Muszę przyznać, że bardzo zmyliły mnie okładka i tytuł. Spodziewałam się thrillera, a dostałam... lekką powieść obyczajową. Sama historia została opisana w bardzo przystępny sposób. Książkę czyta się szybko (również za sprawą sporego druku) i przyjemnie. Chyba największym plusem tego tytułu jest pomysł na fabułę. Możliwość poznania innej wersji swojego życia, które potoczyło się zupełnie odmiennie na skutek jednej decyzji, to ciekawa koncepcja. I właśnie ten punkt zaczepienia, ta jedna zmienna przy zachowaniu pozostałych stałych, jest bardzo ciekawym zabiegiem. Bo chociaż początkowo wszystko wydaje się od siebie niezależne, w praktyce prezentuje wiele stron tego samego medalu.
Na początku obawiałam się, że autorka skorzysta z najłatwiejszego i najbardziej nasuwającego się pomysły. Że nasza bohaterka będzie podróżować w tę i z powrotem. Całe szczęście... tak się nie stało. Mamy kilka schematycznych rozwiązań oraz parę górnolotnych przesłań (w stylu „nigdzie nie jest idealnie”), ale cała ramka, czyli ogólny pomysł, jest oryginalny.
Podobały mi się też wątki poboczne. Rola poezji w opowieści, historia matki, ojca oraz siostry. To, jak ich pojedyncze decyzje wpływały na życie całej rodziny. Wszystkie wersje w jakiś sposób się ze sobą zazębiają, a życie zawsze łączy naszych bohaterów.
Co mi nie pasowało? Miejscami w powieści brakowało napięcia, może trochę silniejszych emocji. Główna bohaterka przemieszczała się między rzeczywistościami z pełnią gracji, szybko wpasowując się w nową rolę. Wiele wydarzeń było emocjonujących, czasem jednak historia robiła się zbyt spokojna.
I jest jeszcze jedno, co zupełnie nie daje mi spokoju.

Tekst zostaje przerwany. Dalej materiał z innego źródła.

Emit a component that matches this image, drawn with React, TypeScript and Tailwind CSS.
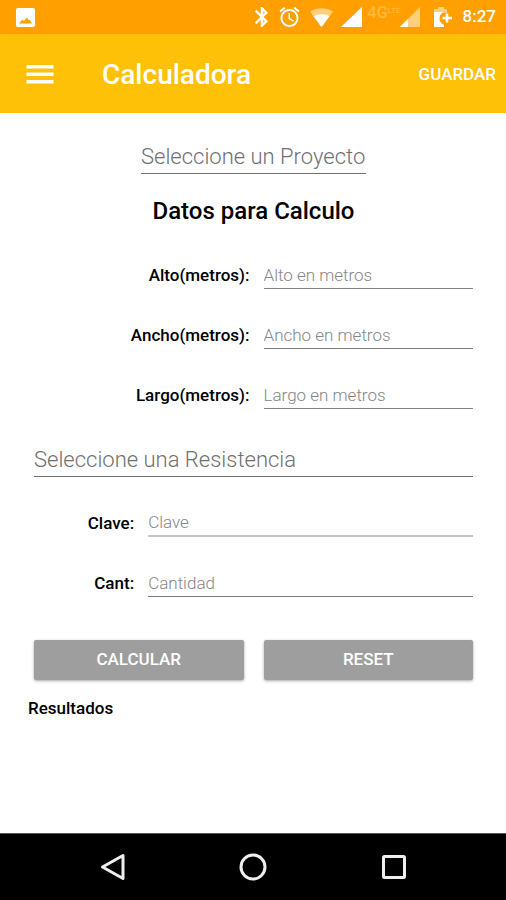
import { useState, type ReactNode } from "react";

interface FieldProps {
  id: string;
  label: string;
  placeholder: string;
  wide?: boolean;
  disabled?: boolean;
  value: string;
  onChange: (id: string, value: string) => void;
}

const Field = ({
  id,
  label,
  placeholder,
  wide,
  disabled,
  value,
  onChange,
}: FieldProps) => (
  <div className="flex items-center gap-3.5">
    <label
      htmlFor={id}
      className="flex-1 text-right text-[17px] leading-6 font-medium text-black"
    >
      {label}
    </label>
    <input
      id={id}
      value={value}
      disabled={disabled}
      placeholder={placeholder}
      onChange={(e) => onChange(id, e.target.value)}
      className={`h-7 min-w-0 bg-transparent text-[17px] leading-6 font-light text-black outline-none placeholder:text-[#868686] ${
        wide ? "w-[74%]" : "w-[calc(50%-10px)]"
      } ${disabled ? "border-b-2 border-[#c4c4c4]" : "border-b border-[#808080]"}`}
    />
  </div>
);

interface PickerProps {
  label: string;
  options: string[];
  className: string;
}

const Picker = ({ label, options, className }: PickerProps) => (
  <select
    aria-label={label}
    defaultValue=""
    className={`h-[33px] appearance-none border-b border-[#707070] bg-transparent text-[22px] leading-8 font-light text-[#707070] outline-none ${className}`}
  >
    <option value="" hidden>
      {label}
    </option>
    {options.map((option) => (
      <option key={option}>{option}</option>
    ))}
  </select>
);

interface ButtonProps {
  children: ReactNode;
  onClick?: () => void;
}

const Button = ({ children, onClick }: ButtonProps) => (
  <button
    type="button"
    onClick={onClick}
    className="h-10 flex-1 rounded-xs bg-[#9e9e9e] text-[17px] font-medium text-white shadow-[0_1px_3px_rgba(0,0,0,0.35)]"
  >
    {children}
  </button>
);

const StatusBar = () => (
  <div className="flex h-[34px] items-center bg-[#ffa000] pr-2.5 pl-4 text-white">
    <svg width="19" height="19" viewBox="0 0 19 19" fill="currentColor">
      <path
        fillRule="evenodd"
        d="M2 0h15a2 2 0 0 1 2 2v15a2 2 0 0 1-2 2H2a2 2 0 0 1-2-2V2a2 2 0 0 1 2-2zM3 15.500h13l-2.500-4-1 .5-1.500-2.500-3 3.500-1.500-1.500z"
      />
    </svg>
    <div className="ml-auto flex items-center">
      <svg width="14" height="20" viewBox="5 2 14 20" fill="currentColor">
        <path
          stroke="currentColor"
          strokeWidth="0.5"
          d="M17.710 7.710L12 2h-1v7.590L6.410 5 5 6.410 10.590 12 5 17.590 6.410 19 11 14.410V22h1l5.710-5.710-4.300-4.290 4.300-4.290zM13 5.830l1.880 1.880L13 9.590V5.830zm1.880 10.460L13 18.170v-3.760l1.880 1.880z"
        />
      </svg>
      <svg
        className="ml-2.5"
        width="21"
        height="20"
        viewBox="2 2 20 20"
        fill="currentColor"
      >
        <path d="M22 5.720l-4.600-3.860-1.290 1.530 4.600 3.860L22 5.720zM7.880 3.390L6.600 1.860 2 5.710l1.290 1.530 4.590-3.850zM12.500 8H11v6l4.750 2.850.75-1.230-4-2.370V8zM12 4c-4.970 0-9 4.030-9 9s4.020 9 9 9c4.970 0 9-4.030 9-9s-4.030-9-9-9zm0 16c-3.870 0-7-3.130-7-7s3.130-7 7-7 7 3.130 7 7-3.130 7-7 7z" />
      </svg>
      <svg className="ml-2.5" width="23" height="19" viewBox="0 0 23 19">
        <path
          fill="#ffcf7d"
          d="M0 3.500C6.500-1 16.500-1 23 3.500L11.500 19z"
        />
        <path fill="#fff" d="M3.500 8.200C8 5.500 15 5.500 19.500 8.200L11.500 19z" />
      </svg>
      <svg className="ml-2" width="21" height="20" viewBox="0 0 21 20">
        <path fill="#fff" d="M21 0v20H0z" />
      </svg>
      <span className="ml-1.5 flex w-8 pb-2 text-base leading-4 font-medium text-[#ffb840]">
        4G
        <span className="text-[8px] leading-3">LTE</span>
      </span>
      <svg width="20" height="20" viewBox="0 0 20 20">
        <path fill="#ffcf7d" d="M20 0v20H0z" />
        <path fill="#fff" d="M8 12v8H0z" />
      </svg>
      <svg className="ml-3.5" width="19" height="20" viewBox="0 0 19 20">
        <path fill="#ffcf7d" d="M4 2V0h6v2h3v4H0V2z" />
        <path
          fill="#fff"
          d="M0 5h9.500c-2.500 1.500-4 3.500-4 6.500s1.500 5 4.500 6.500v2H1a1 1 0 0 1-1-1z"
        />
        <path
          d="M13 6.500v9M8.500 11h9.500"
          stroke="#fff"
          strokeWidth="2.500"
          fill="none"
        />
      </svg>
      <span className="ml-2.5 text-[17px] font-medium">8:27</span>
    </div>
  </div>
);

const NavBar = () => (
  <nav className="flex h-[67px] items-center justify-around border-t border-[#555] bg-black px-[42px] text-[#eee]">
    <button type="button" aria-label="Atrás">
      <svg width="28" height="28" viewBox="0 0 28 28" fill="none">
        <path
          d="M25 2.500v23L4.500 14z"
          stroke="currentColor"
          strokeWidth="3"
          strokeLinejoin="round"
        />
      </svg>
    </button>
    <button type="button" aria-label="Inicio">
      <svg width="28" height="28" viewBox="0 0 28 28" fill="none">
        <circle cx="14" cy="14" r="12" stroke="currentColor" strokeWidth="3" />
      </svg>
    </button>
    <button type="button" aria-label="Recientes">
      <svg width="28" height="28" viewBox="0 0 28 28" fill="none">
        <rect
          x="3.500"
          y="3.500"
          width="21"
          height="21"
          rx="1"
          stroke="currentColor"
          strokeWidth="3"
        />
      </svg>
    </button>
  </nav>
);

const emptyValues: Record<string, string> = {
  alto: "",
  ancho: "",
  largo: "",
  clave: "",
  cantidad: "",
};

const App = () => {
  const [values, setValues] = useState(emptyValues);

  const handleChange = (id: string, value: string) => {
    setValues((prev) => ({ ...prev, [id]: value }));
  };

  const fieldProps = (id: string) => ({
    id,
    value: values[id],
    onChange: handleChange,
  });

  return (
    <div className="flex min-h-screen flex-col bg-white font-[Roboto,sans-serif]">
      <StatusBar />
      <header className="flex h-[79px] items-center bg-[#ffc107] pt-0.5 pr-2.5 pl-[26px] text-white">
        <button type="button" aria-label="Menú">
          <svg width="28" height="20" viewBox="0 0 28 20" fill="currentColor">
            <path d="M0.500 0h27v3.500h-27zM0.500 7.500h27v3.500h-27zM0.500 15h27v3.500h-27z" />
          </svg>
        </button>
        <h1 className="ml-12 text-[28px] font-medium">Calculadora</h1>
        <button type="button" className="ml-auto text-[17px] font-medium">
          GUARDAR
        </button>
      </header>

      <main className="flex flex-1 flex-col pt-7 pr-[33px] pl-[34px]">
        <Picker
          label="Seleccione un Proyecto"
          options={["Proyecto 1", "Proyecto 2"]}
          className="self-center"
        />
        <h2 className="mt-[23px] text-center text-2xl leading-7 font-medium text-black">
          Datos para Calculo
        </h2>

        <div className="mt-9 flex flex-col gap-8">
          <Field
            {...fieldProps("alto")}
            label="Alto(metros):"
            placeholder="Alto en metros"
          />
          <Field
            {...fieldProps("ancho")}
            label="Ancho(metros):"
            placeholder="Ancho en metros"
          />
          <Field
            {...fieldProps("largo")}
            label="Largo(metros):"
            placeholder="Largo en metros"
          />
        </div>

        <Picker
          label="Seleccione una Resistencia"
          options={["150 kg/cm²", "200 kg/cm²", "250 kg/cm²"]}
          className="mt-[35px] w-full"
        />

        <div className="mt-8 flex flex-col gap-8">
          <Field
            {...fieldProps("clave")}
            label="Clave:"
            placeholder="Clave"
            wide
            disabled
          />
          <Field
            {...fieldProps("cantidad")}
            label="Cant:"
            placeholder="Cantidad"
            wide
          />
        </div>

        <div className="mt-[43px] flex gap-5">
          <Button>CALCULAR</Button>
          <Button onClick={() => setValues(emptyValues)}>RESET</Button>
        </div>
        <h3 className="mt-4 -ml-1.5 text-[17px] leading-6 font-medium text-black">
          Resultados
        </h3>
      </main>

      <NavBar />
    </div>
  );
};

export default App;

Zabrało gruntownego wyjaśnienia. Mniej więcej wiemy, jak to wszystko działa i do czego zmierza. Ale jeśli chodzi o szczegóły, tkwimy głęboko w niewiedzy. Coś tam bohaterowie wspominają o fizyce kwantowej, ale... żeby tak dokładniej powiązać to z akcją, to już niekoniecznie. Gdy zaczynamy się zastawiać nad samym zjawiskiem, okazuje się, że mamy mnóstwo niewiadomych, które nieszczególnie męczą naszą bohaterkę. Sama historia równie dobrze mogłaby być powieścią fantasy, jednak ze względu na poprowadzenie wątków jest to zdecydowanie książka obyczajowa. Jeśli więc lubicie historie napisane lekko, z prostym, ale mądrym przesłaniem, koniecznie sięgnijcie po „Dom łez”.